Wenzler was referring to both Great Smoky and Shenandoah National Park in Virginia, where haze from power plants has been obscuring views and degrading air quality for decades.

A proposed Environmental Protection Agency (EPA) rule change revealed by The Washington Post last week would relax air-quality testing standards near the nation’s national parks, including several in Colorado, Utah and Wyoming.

“If you want to be like the Smokies or Shenandoah, then go ahead and build all those plants, but it’s not too late to protect those places,” Wenzler said.

As examples of likely pollution producers, he cited the proposed Desert Rock plant in northwestern New Mexico, which could impact air quality at Mesa Verde National Park in the Four Corners region of southwestern Colorado, and the proposed Bonanza Power Plant in northeastern Utah, which could increase pollution levels at Capitol Reef National Park.

“When you take your family for a hike you don’t expect your kid to have an asthma attack, or when you climb to the top of a peak you want to be able to see the beautiful surrounding scenery and not have it be blocked by haze,” Wenzler said.

“We’ve got a lot of work to do just to clean up the existing pollution. We’d be going backwards instead of making progress.”

According to the Post, the rule change, which would take spikes in energy demand out of the calculation for air-quality violations, is quite controversial even within the EPA. Region 8 Acting Administrator Carol Rushin wrote that the rule provides “inappropriate discretion” when calculating pollution levels.
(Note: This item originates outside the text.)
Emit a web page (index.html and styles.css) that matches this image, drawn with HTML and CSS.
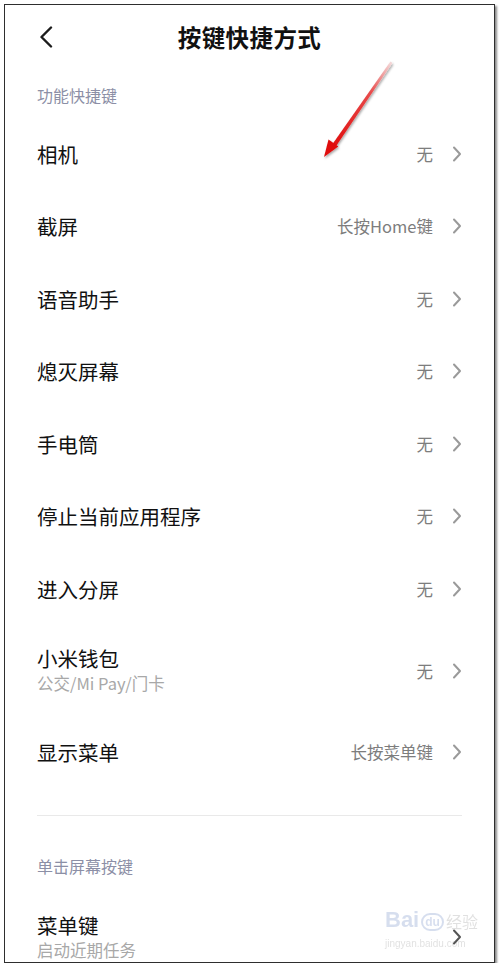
FILE: index.html
```html
<!DOCTYPE html>
<html lang="zh-CN">
<head>
<meta charset="utf-8">
<title>按键快捷方式</title>
<link rel="stylesheet" href="styles.css">
</head>
<body>
<div class="frame">
  <header class="topbar">
    <svg class="back" width="16" height="22" viewBox="0 0 16 22"><path d="M13 1.5 L3.5 11 L13 20.5" fill="none" stroke="#1c1c1c" stroke-width="2.4" stroke-linecap="round" stroke-linejoin="round"/></svg>
    <h1 class="title">按键快捷方式</h1>
    <span></span>
  </header>

  <div class="section-label first">功能快捷键</div>
  <ul class="list">
    <li class="row"><div class="text"><span class="name">相机</span></div><span class="value">无</span><svg class="chev" width="10" height="16" viewBox="0 0 10 16"><path d="M2 1.5 L8 8 L2 14.5" fill="none" stroke="#9a9a9a" stroke-width="2" stroke-linecap="round" stroke-linejoin="round"/></svg></li>
    <li class="row"><div class="text"><span class="name">截屏</span></div><span class="value">长按Home键</span><svg class="chev" width="10" height="16" viewBox="0 0 10 16"><path d="M2 1.5 L8 8 L2 14.5" fill="none" stroke="#9a9a9a" stroke-width="2" stroke-linecap="round" stroke-linejoin="round"/></svg></li>
    <li class="row"><div class="text"><span class="name">语音助手</span></div><span class="value">无</span><svg class="chev" width="10" height="16" viewBox="0 0 10 16"><path d="M2 1.5 L8 8 L2 14.5" fill="none" stroke="#9a9a9a" stroke-width="2" stroke-linecap="round" stroke-linejoin="round"/></svg></li>
    <li class="row"><div class="text"><span class="name">熄灭屏幕</span></div><span class="value">无</span><svg class="chev" width="10" height="16" viewBox="0 0 10 16"><path d="M2 1.5 L8 8 L2 14.5" fill="none" stroke="#9a9a9a" stroke-width="2" stroke-linecap="round" stroke-linejoin="round"/></svg></li>
    <li class="row"><div class="text"><span class="name">手电筒</span></div><span class="value">无</span><svg class="chev" width="10" height="16" viewBox="0 0 10 16"><path d="M2 1.5 L8 8 L2 14.5" fill="none" stroke="#9a9a9a" stroke-width="2" stroke-linecap="round" stroke-linejoin="round"/></svg></li>
    <li class="row"><div class="text"><span class="name">停止当前应用程序</span></div><span class="value">无</span><svg class="chev" width="10" height="16" viewBox="0 0 10 16"><path d="M2 1.5 L8 8 L2 14.5" fill="none" stroke="#9a9a9a" stroke-width="2" stroke-linecap="round" stroke-linejoin="round"/></svg></li>
    <li class="row"><div class="text"><span class="name">进入分屏</span></div><span class="value">无</span><svg class="chev" width="10" height="16" viewBox="0 0 10 16"><path d="M2 1.5 L8 8 L2 14.5" fill="none" stroke="#9a9a9a" stroke-width="2" stroke-linecap="round" stroke-linejoin="round"/></svg></li>
    <li class="row tall"><div class="text"><span class="name">小米钱包</span><span class="sub">公交/Mi Pay/门卡</span></div><span class="value">无</span><svg class="chev" width="10" height="16" viewBox="0 0 10 16"><path d="M2 1.5 L8 8 L2 14.5" fill="none" stroke="#9a9a9a" stroke-width="2" stroke-linecap="round" stroke-linejoin="round"/></svg></li>
    <li class="row"><div class="text"><span class="name">显示菜单</span></div><span class="value">长按菜单键</span><svg class="chev" width="10" height="16" viewBox="0 0 10 16"><path d="M2 1.5 L8 8 L2 14.5" fill="none" stroke="#9a9a9a" stroke-width="2" stroke-linecap="round" stroke-linejoin="round"/></svg></li>
  </ul>

  <div class="divider"></div>

  <div class="section-label second">单击屏幕按键</div>
  <ul class="list">
    <li class="row tall"><div class="text"><span class="name">菜单键</span><span class="sub">启动近期任务</span></div><span class="value"></span><svg class="chev" width="10" height="16" viewBox="0 0 10 16"><path d="M2 1.5 L8 8 L2 14.5" fill="none" stroke="#555" stroke-width="2" stroke-linecap="round" stroke-linejoin="round"/></svg></li>
  </ul>

  <svg class="arrow" width="489" height="200" viewBox="0 0 489 200">
    <defs>
      <linearGradient id="shaft" x1="385" y1="58" x2="328" y2="140" gradientUnits="userSpaceOnUse">
        <stop offset="0" stop-color="#f4d6d6"/>
        <stop offset="0.35" stop-color="#e84a4a"/>
        <stop offset="1" stop-color="#e01010"/>
      </linearGradient>
      <filter id="sh" x="-20%" y="-20%" width="140%" height="140%">
        <feDropShadow dx="1" dy="1.5" stdDeviation="1" flood-color="#000" flood-opacity="0.35"/>
      </filter>
    </defs>
    <g filter="url(#sh)">
      <polygon points="385.4,56.6 387.4,58.0 331.3,140.8 327.9,138.4" fill="url(#shaft)"/>
      <polygon points="319,152 323.5,134.5 333.3,141.4" fill="#e01010"/>
    </g>
  </svg>

  <div class="watermark">
    <div class="wm-top"><span class="wm-bai">Bai</span><span class="wm-paw">du</span><span class="wm-jy">经验</span></div>
    <div class="wm-url">jingyan.baidu.com</div>
  </div>
</div>
</body>
</html>
```
FILE: styles.css
```css
* { box-sizing: border-box; }
html, body { margin: 0; padding: 0; background: #ffffff; }
body {
  font-family: "Noto Sans CJK SC", "Noto Sans", sans-serif;
  color: #1a1a1a;
}
.frame {
  position: relative;
  margin: 4px 0 0 4px;
  width: 491px;
  height: 959px;
  border: 1px solid #2e2e2e;
  background: #fff;
  overflow: hidden;
  box-shadow: 2px 2px 2px rgba(0,0,0,0.45);
}
.topbar {
  display: grid;
  grid-template-columns: 1fr auto 1fr;
  align-items: center;
  height: 64px;
  padding: 0 32px;
}
.back { display: block; margin-left: 1px; }
.title {
  margin: 0;
  font-size: 23.5px;
  font-weight: 700;
  line-height: 30px;
  color: #111;
  letter-spacing: 0.4px;
}
.section-label {
  padding: 0 32px;
  font-size: 16px;
  line-height: 20px;
  color: #8c8fa6;
}
.section-label.first { padding-top: 16px; padding-bottom: 12.5px; }
.section-label.second { padding-top: 40.5px; padding-bottom: 15.5px; }
.list { list-style: none; margin: 0; padding: 0; }
.row {
  display: flex;
  align-items: center;
  height: 72.5px;
  padding: 0 32px;
}
.row.tall { height: 91px; }
.text { flex: 1; display: flex; flex-direction: column; }
.name { font-size: 20.5px; line-height: 24px; color: #111; }
.row.tall .name { line-height: 23px; }
.row.tall .sub { margin-top: 2px; }
.sub { font-size: 16.5px; line-height: 22px; color: #a8a8a8; }
.value { font-size: 16.5px; color: #7d7d7d; line-height: 20px; }
.chev { display: block; margin-left: 19px; }
.divider {
  margin: 26px 32px 0;
  height: 1px;
  background: #e9e9e9;
}
.arrow { position: absolute; left: 0; top: 0; pointer-events: none; }
.watermark {
  position: absolute;
  left: 380px;
  top: 896px;
  width: 100px;
  opacity: 0.2;
  color: #6a6a6a;
  font-family: "Liberation Sans", sans-serif;
}
.wm-top { display: flex; align-items: flex-end; gap: 2px; height: 30px; white-space: nowrap; }
.wm-bai { font-size: 22px; font-weight: 700; line-height: 22px; color: #3a5fb0; }
.wm-paw { font-size: 12px; font-weight: 700; border: 2px solid #3a5fb0; border-radius: 10px; padding: 0 2px; line-height: 14px; color: #3a5fb0; }
.wm-jy { font-family: "Noto Sans CJK SC", sans-serif; font-size: 16px; line-height: 20px; }
.wm-url { font-size: 10px; line-height: 14px; margin-top: 6px; white-space: nowrap; }
```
Wenzler said the EPA is only saying that a decision on the change will come by the end of the year. His organization will file a petition for reconsideration if the change is approved, virtually ensuring the final decision would then rest with the incoming Obama administration. The Obama administration may just decide to scrap the change on its own, depending on when it’s published with the Federal Register. A third option would be for Congress to kill it under the Congressional Review Act.

“I’m pretty confident that this rule will never see the light of day,” said Wenzler, whose organization estimates the change would clear the way for more than two dozen coal-fired power plants within 186 miles of 10 national parks.